Ultimately, Vonderschimitt and Morris want the Long Beach Playhouse to be part of a vanguard that ever more successfully brings the arts into the community and vice versa, moving the whole shebang ever forward.
“Long Beach is at a tipping point,” Vonderschmitt says. “There’s something really unique happening here, and really special. Years from now people are going to look back at this couple of years and say, ‘This was a heyday of Long Beach.’ And we’re right in the middle of that.”

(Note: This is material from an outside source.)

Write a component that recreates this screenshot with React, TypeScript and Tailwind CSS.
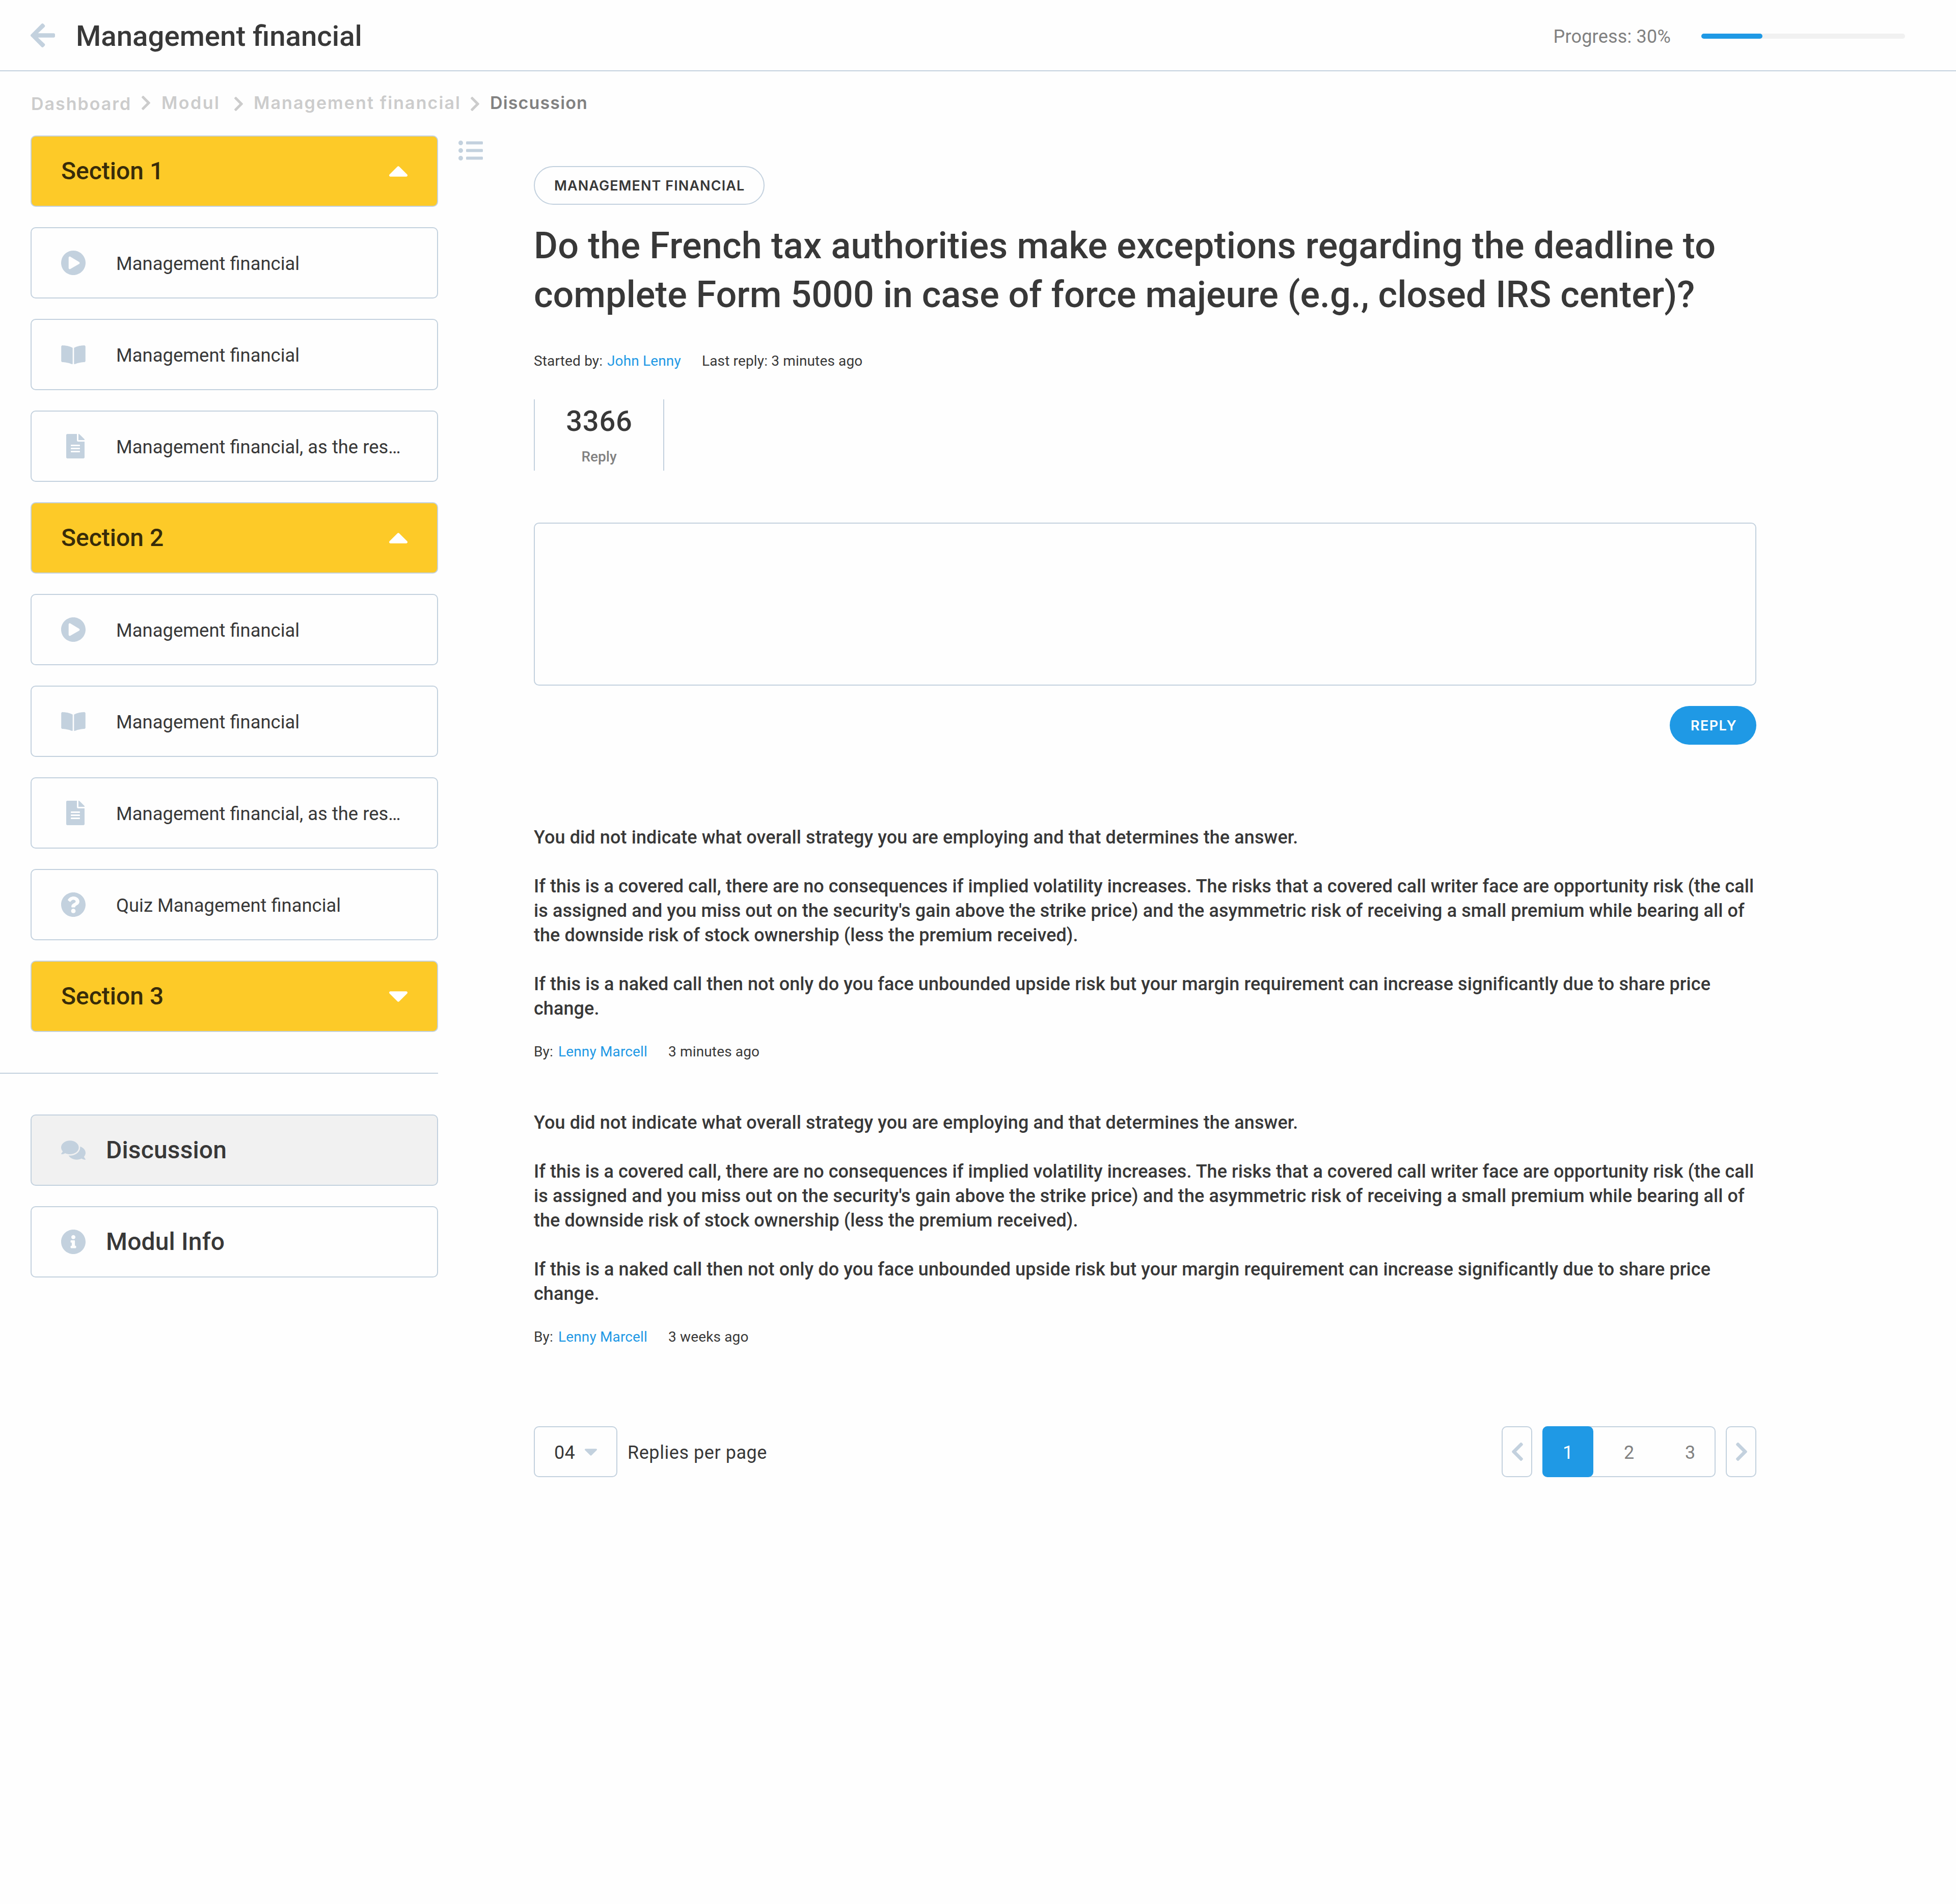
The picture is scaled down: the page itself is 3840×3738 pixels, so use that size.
import React from "react";
import {
  FaArrowLeft,
  FaBookOpen,
  FaCaretDown,
  FaCaretUp,
  FaChevronLeft,
  FaChevronRight,
  FaComments,
  FaFileAlt,
  FaInfoCircle,
  FaListUl,
  FaPlayCircle,
  FaQuestionCircle,
} from "react-icons/fa";

type ItemKind = "video" | "book" | "doc" | "quiz";

// View boxes trimmed to the drawn shape of each icon
const UP_BOX = "11.3 183.3 297.4 168.7";
const DOWN_BOX = "11.3 192 297.4 168.7";
const CHEVRON_BOX = "27.5 37.7 265 436.7";

function ItemIcon({ kind }: { kind: ItemKind }) {
  if (kind === "video") return <FaPlayCircle viewBox="8 8 496 496" className="h-12 w-12" />;
  if (kind === "book") return <FaBookOpen viewBox="0 32 576 448" className="h-[37px] w-12" />;
  if (kind === "doc") return <FaFileAlt viewBox="0 0 384 512" className="ml-[10px] h-12 w-9" />;
  return <FaQuestionCircle viewBox="8 8 496 496" className="h-12 w-12" />;
}

function SectionCard({ title, open }: { title: string; open: boolean }) {
  return (
    <div className="flex h-[140px] w-[800px] items-center justify-between rounded-[10px] border-2 border-[#c3d1de] bg-[#fdca28] px-[58px]">
      <span className="pb-px text-[48px] leading-[57px] font-medium text-[#382c09]">{title}</span>
      {open ? (
        <FaCaretUp viewBox={UP_BOX} className="h-[21px] w-9 text-white" />
      ) : (
        <FaCaretDown viewBox={DOWN_BOX} className="h-[21px] w-9 text-white" />
      )}
    </div>
  );
}

function ItemCard({ kind, label }: { kind: ItemKind; label: string }) {
  return (
    <div className="flex h-[140px] w-[800px] items-center rounded-[10px] border-2 border-[#c3d1de] pl-[58px]">
      <span className="w-[108px] text-[#c3d1de]">
        <ItemIcon kind={kind} />
      </span>
      <span className="pt-1 text-[36.4px] leading-[48px]">{label}</span>
    </div>
  );
}

function LinkCard({ icon, label, active }: { icon: React.ReactNode; label: string; active?: boolean }) {
  return (
    <div
      className={
        "flex h-[140px] w-[800px] items-center rounded-[10px] border-2 border-[#c3d1de] pl-[58px] " +
        (active ? "bg-[#f1f1f1]" : "bg-transparent")
      }
    >
      <span className="w-[88px] text-[#c3d1de]">{icon}</span>
      <span className="pb-px text-[48px] leading-[57px] font-medium tracking-[0.15px]">{label}</span>
    </div>
  );
}

function Post({ time }: { time: string }) {
  return (
    <article>
      <div className="space-y-12 text-[36px] leading-[48px] font-medium tracking-[0.04px] whitespace-nowrap">
        <p className="tracking-[0.11px]">
          You did not indicate what overall strategy you are employing and that determines the answer.
        </p>
        <p>
          If this is a covered call, there are no consequences if implied volatility increases. The risks that a covered
          call writer face are opportunity risk (the call
          <br />
          <span className="tracking-[0.085px]">
            is assigned and you miss out on the security's gain above the strike price) and the asymmetric risk of
            receiving a small premium while bearing all of
          </span>
          <br />
          the downside risk of stock ownership (less the premium received).
        </p>
        <p className="tracking-[0.08px]">
          If this is a naked call then not only do you face unbounded upside risk but your margin requirement can
          increase significantly due to share price
          <br />
          change.
        </p>
      </div>
      <div className="mt-10 flex text-[28px] leading-[41px] tracking-[0.15px]">
        <span className="w-12">By:</span>
        <span className="w-[216px] text-[#1f99e5]">Lenny Marcell</span>
        <span>{time}</span>
      </div>
    </article>
  );
}

export default function App() {
  return (
    <div className="min-h-[3738px] w-[3840px] bg-[#fefefe] font-[Roboto,sans-serif] text-[#383838]">
      <header className="flex h-[140px] items-center border-b-2 border-[#c3d1de] pr-[100px] pl-[60px]">
        <FaArrowLeft viewBox="0 37.7 448 436.7" className="h-[47px] w-12 text-[#c3d1de]" />
        <h1 className="ml-[41px] pt-1 text-[56.4px] leading-[66px] font-medium">Management financial</h1>
        <span className="mr-[60px] ml-auto pt-1.5 text-[36px] leading-[48px] tracking-[0.2px] text-[#818181]">
          Progress: 30%
        </span>
        <div className="mt-1 h-[10px] w-[400px] rounded-full bg-[#f1f1f1]">
          <div className="h-full w-[30%] rounded-full bg-[#1f99e5]" />
        </div>
      </header>

      <nav className="flex h-[126px] items-center pb-0.5 pl-[61px] font-[Inter,sans-serif] text-[34px] leading-[41px] font-semibold whitespace-nowrap text-[#cccccc]">
        <span className="w-[217px] pt-[3px] tracking-[2px]">Dashboard</span>
        <FaChevronRight viewBox={CHEVRON_BOX} className="mr-[22px] h-7 w-[17px]" />
        <span className="w-[143px] pb-px tracking-[2.5px]">Modul</span>
        <FaChevronRight viewBox={CHEVRON_BOX} className="mt-1 mr-[21px] h-7 w-[17px]" />
        <span className="w-[426px] pb-px tracking-[2.09px]">Management financial</span>
        <FaChevronRight viewBox={CHEVRON_BOX} className="mt-1 mr-[21px] h-7 w-[17px]" />
        <span className="pb-px tracking-[1.15px] text-[#818181]">Discussion</span>
      </nav>

      <div className="flex items-start">
        <aside className="w-[860px]">
          <div className="flex flex-col gap-10 pl-[60px]">
            <SectionCard title="Section 1" open />
            <ItemCard kind="video" label="Management financial" />
            <ItemCard kind="book" label="Management financial" />
            <ItemCard kind="doc" label="Management financial, as the res…" />
            <SectionCard title="Section 2" open />
            <ItemCard kind="video" label="Management financial" />
            <ItemCard kind="book" label="Management financial" />
            <ItemCard kind="doc" label="Management financial, as the res…" />
            <ItemCard kind="quiz" label="Quiz Management financial" />
            <SectionCard title="Section 3" open={false} />
          </div>
          <div className="my-20 h-0.5 bg-[#c3d1de]" />
          <div className="flex flex-col gap-10 pl-[60px]">
            <LinkCard
              active
              label="Discussion"
              icon={<FaComments viewBox="0 32 576 448" className="h-[38px] w-12" />}
            />
            <LinkCard label="Modul Info" icon={<FaInfoCircle viewBox="8 8 496 496" className="h-12 w-12" />} />
          </div>
        </aside>

        <FaListUl viewBox="0 48 512 416" className="mt-[10px] ml-10 h-[39px] w-12 text-[#c3d1de]" />

        <main className="ml-[100px] w-[2400px] pt-[60px]">
          <div className="flex h-[76px] w-[453px] items-center rounded-full border-2 border-[#c3d1de] pl-[38px]">
            <span className="pt-px font-[Inter,sans-serif] text-[27px] leading-[33px] font-semibold tracking-[1.07px] whitespace-nowrap">
              MANAGEMENT FINANCIAL
            </span>
          </div>

          <h2 className="mt-[33px] text-[72px] leading-[96px] font-medium tracking-[0.15px] whitespace-nowrap">
            Do the French tax authorities make exceptions regarding the deadline to
            <br />
            <span className="tracking-[-0.04px]">
              complete Form 5000 in case of force majeure (e.g., closed IRS center)?
            </span>
          </h2>

          <div className="mt-[61px] flex text-[28px] leading-[41px] tracking-[0.15px]">
            <span className="w-[144px]">Started by:</span>
            <span className="w-[186px] text-[#1f99e5]">John Lenny</span>
            <span>Last reply: 3 minutes ago</span>
          </div>

          <div className="mt-[55px] flex h-[140px] w-64 flex-col items-center border-x-2 border-[#c3d1de] pt-[11px]">
            <span className="pl-px text-[56px] leading-[64px] font-medium tracking-[0.8px]">3366</span>
            <span className="mt-[17px] text-[28px] leading-[41px] font-medium text-[#818181]">Reply</span>
          </div>

          <textarea className="mt-[102px] block h-80 w-full resize-none rounded-[10px] border-2 border-[#c3d1de] bg-transparent" />

          <button className="mt-10 ml-auto flex h-[76px] w-[170px] items-center rounded-full bg-[#1f99e5] pl-[41px]">
            <span className="pt-px font-[Inter,sans-serif] text-[27px] leading-[33px] font-semibold tracking-[1.4px] text-white">
              REPLY
            </span>
          </button>

          <div className="mt-[158px] flex flex-col gap-[95px]">
            <Post time="3 minutes ago" />
            <Post time="3 weeks ago" />
          </div>

          <div className="mt-[155px] flex h-[100px] items-center text-[36px] leading-[48px]">
            <div className="flex h-[100px] w-[164px] items-center rounded-[10px] border-2 border-[#c3d1de] pl-[38px]">
              <span className="pt-1 tracking-[0.3px]">04</span>
              <FaCaretDown viewBox={DOWN_BOX} className="mt-0.5 ml-[19px] h-[14px] w-6 text-[#c3d1de]" />
            </div>
            <span className="ml-5 pt-1 tracking-[0.55px]">Replies per page</span>

            <div className="ml-auto flex gap-5 text-[#818181]">
              <button className="flex h-[100px] w-[60px] items-center rounded-[10px] border-2 border-[#c3d1de] pl-[18px]">
                <FaChevronLeft viewBox={CHEVRON_BOX} className="h-9 w-[22px] text-[#c3d1de]" />
              </button>
              <div className="flex h-[100px] w-[340px] items-center rounded-[10px] border-2 border-[#c3d1de]">
                <span className="-my-0.5 -ml-0.5 flex h-[100px] w-[100px] shrink-0 items-center justify-center rounded-[10px] bg-[#1f99e5] pt-1 text-white">
                  1
                </span>
                <span className="w-[140px] shrink-0 pt-1 text-center">2</span>
                <span className="w-[98px] shrink-0 pt-1 pl-0.5 text-center">3</span>
              </div>
              <button className="flex h-[100px] w-[60px] items-center rounded-[10px] border-2 border-[#c3d1de] pl-[18px]">
                <FaChevronRight viewBox={CHEVRON_BOX} className="h-9 w-[22px] text-[#c3d1de]" />
              </button>
            </div>
          </div>
        </main>
      </div>
    </div>
  );
}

Keep an eye on what’s happening at the Long Beach Playhouse, and look out for their next production, Four Clowns (“a physical, musical and emotional journey into what it means to be human”), which opens March 4 and runs Thursday through Saturday at 8 p.m. through March 19.
Footnotes
1I ended up reviewing the show (Of Mice and Men, which Steinbeck horribly adapted from his novel), anyway.
2 In the middle of a 2007 performance run in which he was acting, his predecessor decided to quit and offered him the job. Vonderschmitt went on to become the Playhouse’s artistic director in mid 2009.
Disclosure: Long Beach Post publisher Shaun Lumachi is a member of the Long Beach Playhouse Board of Directors.